I’ve gotten great responses to this type of email as well. When people read an email like this they believe you want to you help them, which is true. Your skills can make their production better.
And when you send emails like this one, make sure you use the title of their film as the subject of your email. There’s no way an aspiring film maker is going to ignore an email that’s about his work.
There is one last key point about independent films. While many new film people are eager to work for free, you don’t.
The allure of getting quick experience by working for free is a short term plan that will get you nowhere.
You’ve invested both time and money into your endeavor as a professional stunt driver. You’re worth the money. And never let a filmmaker say he can’t afford you. Anybody can come up with a hundred bucks for something they see as valuable.
If you don’t charge money for your services, you don’t look valuable.
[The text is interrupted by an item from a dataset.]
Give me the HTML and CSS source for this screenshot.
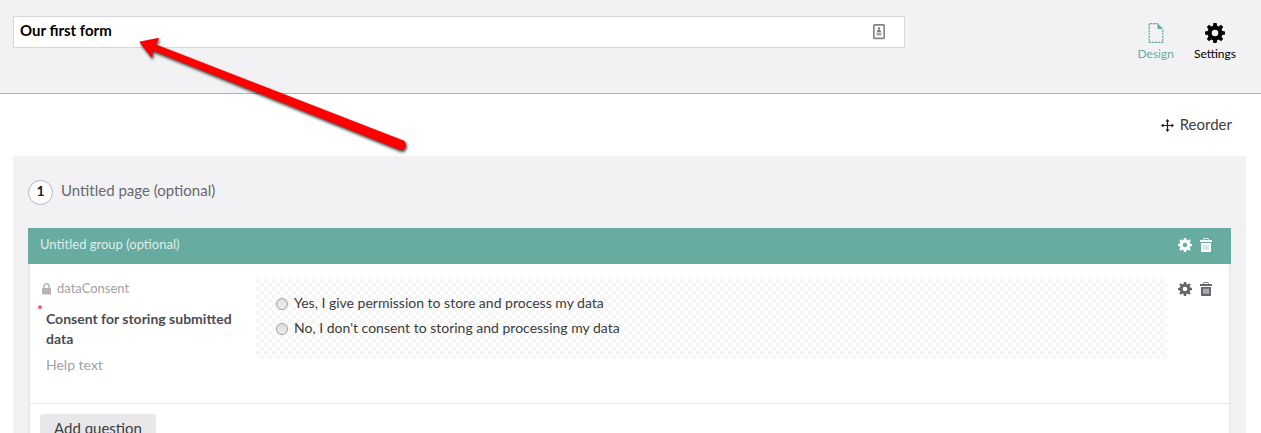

If you can’t negotiate a payment before filming, politely walk away and leave the door open to work with that person later. Invest your time into something that will generate income for you.
You now know everything you need to become a professional stunt driver.
I’m thrilled to be able to share my experiences about what works and what doesn’t. Remember, success in the freelance environment is all about the hustle.
If you aren’t hustling, you’re not doing everything you can to be successful.